The gross external body of the Supreme is manifested at certain intervals, and thus the external feature or form of the Supreme Personality of Godhead is not the eternal form of the Lord, which has no beginning, no intermediate stage and no end. Anything which has a beginning, interim and end is called material. The material world is begun from the Lord, and thus the form of the Lord, before the beginning of the material world, is certainly transcendental to the finest, or the finer material conception. The ether in the material world is considered to be the finest. Finer than the ether is mind, intelligence, and false ego. But all eight of the outward coverings are explained as outer coverings of the Absolute Truth. The Absolute Truth is therefore beyond the expression and speculation of the material conception. He is certainly transcendental to all material conceptions. This is called nirviśeṣaṇam.
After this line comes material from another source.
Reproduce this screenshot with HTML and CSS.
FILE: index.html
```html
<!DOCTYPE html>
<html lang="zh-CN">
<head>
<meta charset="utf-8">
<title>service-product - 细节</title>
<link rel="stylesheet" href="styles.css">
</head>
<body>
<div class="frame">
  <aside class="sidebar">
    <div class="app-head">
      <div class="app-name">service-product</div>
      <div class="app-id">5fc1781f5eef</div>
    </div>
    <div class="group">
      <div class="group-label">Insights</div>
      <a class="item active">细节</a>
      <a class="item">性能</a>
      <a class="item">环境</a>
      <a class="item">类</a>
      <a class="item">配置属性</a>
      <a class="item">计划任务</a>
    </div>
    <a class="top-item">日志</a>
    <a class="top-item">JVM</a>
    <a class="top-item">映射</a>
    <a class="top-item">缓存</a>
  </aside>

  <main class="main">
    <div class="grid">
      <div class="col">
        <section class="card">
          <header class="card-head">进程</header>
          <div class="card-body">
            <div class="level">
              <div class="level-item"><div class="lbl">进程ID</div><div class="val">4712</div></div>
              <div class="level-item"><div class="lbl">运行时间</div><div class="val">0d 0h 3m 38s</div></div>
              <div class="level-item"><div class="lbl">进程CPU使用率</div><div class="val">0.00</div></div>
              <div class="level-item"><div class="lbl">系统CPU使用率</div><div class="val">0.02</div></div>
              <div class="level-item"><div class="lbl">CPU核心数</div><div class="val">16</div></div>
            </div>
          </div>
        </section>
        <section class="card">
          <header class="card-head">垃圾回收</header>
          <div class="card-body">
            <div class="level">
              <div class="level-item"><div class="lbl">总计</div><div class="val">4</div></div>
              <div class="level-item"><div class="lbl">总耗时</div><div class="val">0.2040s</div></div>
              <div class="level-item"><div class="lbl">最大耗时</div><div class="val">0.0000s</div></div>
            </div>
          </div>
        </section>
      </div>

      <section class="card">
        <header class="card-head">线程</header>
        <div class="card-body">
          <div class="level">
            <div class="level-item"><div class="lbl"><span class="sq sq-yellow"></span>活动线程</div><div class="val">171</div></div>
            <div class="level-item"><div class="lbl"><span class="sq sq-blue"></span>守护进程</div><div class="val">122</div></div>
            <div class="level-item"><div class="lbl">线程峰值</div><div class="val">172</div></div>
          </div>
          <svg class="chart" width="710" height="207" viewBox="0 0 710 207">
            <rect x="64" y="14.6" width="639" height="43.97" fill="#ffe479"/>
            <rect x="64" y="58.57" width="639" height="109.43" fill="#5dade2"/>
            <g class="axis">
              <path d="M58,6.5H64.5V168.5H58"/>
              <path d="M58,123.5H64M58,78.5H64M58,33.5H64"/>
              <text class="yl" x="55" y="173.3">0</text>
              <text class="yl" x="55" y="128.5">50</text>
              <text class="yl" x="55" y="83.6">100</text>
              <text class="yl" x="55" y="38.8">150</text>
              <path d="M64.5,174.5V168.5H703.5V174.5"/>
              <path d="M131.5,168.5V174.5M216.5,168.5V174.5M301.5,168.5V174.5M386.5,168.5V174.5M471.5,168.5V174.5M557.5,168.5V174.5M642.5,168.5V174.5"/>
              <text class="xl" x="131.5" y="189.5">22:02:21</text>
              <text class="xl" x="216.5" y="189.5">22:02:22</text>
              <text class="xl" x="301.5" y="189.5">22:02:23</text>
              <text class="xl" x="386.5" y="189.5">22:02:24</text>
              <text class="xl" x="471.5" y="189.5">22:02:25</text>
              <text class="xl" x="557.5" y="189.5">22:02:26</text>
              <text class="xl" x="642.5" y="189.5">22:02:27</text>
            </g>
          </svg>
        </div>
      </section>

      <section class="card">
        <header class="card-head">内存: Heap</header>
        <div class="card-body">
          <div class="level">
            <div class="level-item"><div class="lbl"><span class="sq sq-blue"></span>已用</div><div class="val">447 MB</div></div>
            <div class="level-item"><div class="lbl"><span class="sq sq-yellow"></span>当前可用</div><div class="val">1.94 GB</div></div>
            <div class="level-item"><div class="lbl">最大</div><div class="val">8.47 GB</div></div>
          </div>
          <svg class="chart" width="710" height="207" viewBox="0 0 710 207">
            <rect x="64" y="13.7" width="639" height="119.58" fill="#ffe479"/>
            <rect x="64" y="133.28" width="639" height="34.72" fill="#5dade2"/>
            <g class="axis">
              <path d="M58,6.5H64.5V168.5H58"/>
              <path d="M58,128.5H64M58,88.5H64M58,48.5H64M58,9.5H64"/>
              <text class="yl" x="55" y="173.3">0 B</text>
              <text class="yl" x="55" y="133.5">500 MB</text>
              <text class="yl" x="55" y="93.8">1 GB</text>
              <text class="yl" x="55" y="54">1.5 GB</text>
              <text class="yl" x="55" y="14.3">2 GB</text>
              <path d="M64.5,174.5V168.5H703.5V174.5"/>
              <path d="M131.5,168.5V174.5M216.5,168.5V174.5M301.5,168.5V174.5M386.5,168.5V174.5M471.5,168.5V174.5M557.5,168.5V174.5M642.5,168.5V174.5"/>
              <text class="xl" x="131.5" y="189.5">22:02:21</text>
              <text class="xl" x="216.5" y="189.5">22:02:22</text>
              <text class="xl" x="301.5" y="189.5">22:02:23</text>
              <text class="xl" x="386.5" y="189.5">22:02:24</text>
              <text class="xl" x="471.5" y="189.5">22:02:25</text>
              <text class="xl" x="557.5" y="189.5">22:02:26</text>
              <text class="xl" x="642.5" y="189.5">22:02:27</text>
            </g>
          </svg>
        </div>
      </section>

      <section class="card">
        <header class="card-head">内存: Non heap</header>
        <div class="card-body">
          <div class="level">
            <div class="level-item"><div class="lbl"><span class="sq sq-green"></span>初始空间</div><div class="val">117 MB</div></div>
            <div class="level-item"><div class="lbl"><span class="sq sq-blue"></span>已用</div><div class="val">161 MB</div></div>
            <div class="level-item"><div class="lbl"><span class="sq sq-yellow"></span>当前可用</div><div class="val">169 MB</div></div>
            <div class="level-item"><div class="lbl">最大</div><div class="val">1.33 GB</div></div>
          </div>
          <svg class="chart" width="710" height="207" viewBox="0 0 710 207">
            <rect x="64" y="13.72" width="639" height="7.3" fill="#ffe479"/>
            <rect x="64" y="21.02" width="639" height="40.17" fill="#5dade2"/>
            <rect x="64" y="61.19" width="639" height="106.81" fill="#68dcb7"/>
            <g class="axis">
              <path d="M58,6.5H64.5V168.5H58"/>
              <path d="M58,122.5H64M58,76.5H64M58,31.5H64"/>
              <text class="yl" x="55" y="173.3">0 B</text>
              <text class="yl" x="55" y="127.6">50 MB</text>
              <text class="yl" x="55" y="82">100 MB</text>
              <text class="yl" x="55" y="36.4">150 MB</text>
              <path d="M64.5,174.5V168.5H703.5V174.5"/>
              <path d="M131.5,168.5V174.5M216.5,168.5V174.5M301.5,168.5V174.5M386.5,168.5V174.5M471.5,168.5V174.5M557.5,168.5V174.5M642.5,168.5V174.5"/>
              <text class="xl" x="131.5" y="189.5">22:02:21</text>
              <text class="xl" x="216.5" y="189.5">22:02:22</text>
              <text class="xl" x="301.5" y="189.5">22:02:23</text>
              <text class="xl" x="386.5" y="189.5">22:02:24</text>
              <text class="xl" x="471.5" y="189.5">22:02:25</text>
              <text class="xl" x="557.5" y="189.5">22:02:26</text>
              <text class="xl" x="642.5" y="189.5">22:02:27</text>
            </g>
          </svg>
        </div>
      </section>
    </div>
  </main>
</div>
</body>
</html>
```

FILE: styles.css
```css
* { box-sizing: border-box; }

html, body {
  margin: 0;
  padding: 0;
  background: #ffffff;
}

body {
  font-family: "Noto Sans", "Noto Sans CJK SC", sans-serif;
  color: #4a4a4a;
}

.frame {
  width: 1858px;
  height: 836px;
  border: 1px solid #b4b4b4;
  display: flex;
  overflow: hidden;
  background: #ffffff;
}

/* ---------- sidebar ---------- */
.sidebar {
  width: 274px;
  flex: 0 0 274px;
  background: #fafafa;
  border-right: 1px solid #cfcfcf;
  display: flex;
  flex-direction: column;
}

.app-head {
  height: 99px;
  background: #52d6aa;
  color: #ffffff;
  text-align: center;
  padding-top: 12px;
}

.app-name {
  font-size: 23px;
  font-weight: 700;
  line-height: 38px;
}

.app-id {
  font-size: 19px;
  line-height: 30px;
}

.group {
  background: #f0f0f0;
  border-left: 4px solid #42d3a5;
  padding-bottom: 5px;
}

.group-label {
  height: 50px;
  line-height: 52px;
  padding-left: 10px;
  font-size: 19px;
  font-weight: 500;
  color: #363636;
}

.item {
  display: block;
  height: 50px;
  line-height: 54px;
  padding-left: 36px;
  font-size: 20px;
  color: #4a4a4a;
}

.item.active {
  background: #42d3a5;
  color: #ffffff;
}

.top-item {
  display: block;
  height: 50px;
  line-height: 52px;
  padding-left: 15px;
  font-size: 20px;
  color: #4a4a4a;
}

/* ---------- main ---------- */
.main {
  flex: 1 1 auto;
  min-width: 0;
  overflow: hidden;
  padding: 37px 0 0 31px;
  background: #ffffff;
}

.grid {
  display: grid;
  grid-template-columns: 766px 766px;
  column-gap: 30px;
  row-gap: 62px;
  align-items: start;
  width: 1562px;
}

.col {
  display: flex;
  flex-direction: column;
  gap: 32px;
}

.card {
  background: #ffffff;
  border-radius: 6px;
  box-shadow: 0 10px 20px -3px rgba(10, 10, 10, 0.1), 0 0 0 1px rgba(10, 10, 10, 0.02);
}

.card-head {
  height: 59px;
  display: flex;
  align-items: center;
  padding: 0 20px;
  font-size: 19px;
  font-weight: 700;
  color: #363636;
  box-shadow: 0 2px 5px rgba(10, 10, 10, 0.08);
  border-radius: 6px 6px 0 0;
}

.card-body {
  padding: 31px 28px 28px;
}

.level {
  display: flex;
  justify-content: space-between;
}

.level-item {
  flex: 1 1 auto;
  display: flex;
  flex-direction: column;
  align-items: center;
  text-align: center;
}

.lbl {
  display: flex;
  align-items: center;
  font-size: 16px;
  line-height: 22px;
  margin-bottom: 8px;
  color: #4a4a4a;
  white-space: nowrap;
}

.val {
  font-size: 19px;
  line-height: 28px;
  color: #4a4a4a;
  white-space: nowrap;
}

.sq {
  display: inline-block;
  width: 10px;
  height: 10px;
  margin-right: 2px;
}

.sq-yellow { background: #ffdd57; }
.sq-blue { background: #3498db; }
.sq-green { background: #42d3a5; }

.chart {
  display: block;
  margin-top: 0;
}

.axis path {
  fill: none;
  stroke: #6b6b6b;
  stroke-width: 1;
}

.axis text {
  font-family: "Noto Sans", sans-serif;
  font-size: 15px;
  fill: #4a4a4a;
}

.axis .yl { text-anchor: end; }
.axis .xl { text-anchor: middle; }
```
One should not, however, misunderstand nirviśeṣaṇam as being without any transcendental qualifications. Viśeṣaṇam means qualities. Therefore nir added to it means that he has no material qualities or variegatedness. This nullifying expression is described in four transcendental qualifications, namely unmanifested, transcendental, eternal, and beyond the conception of mind or word. Beyond the limits of words means negation of the material conception. Unless one is transcendentally situated, it is not possible to know the transcendental form of the Lord.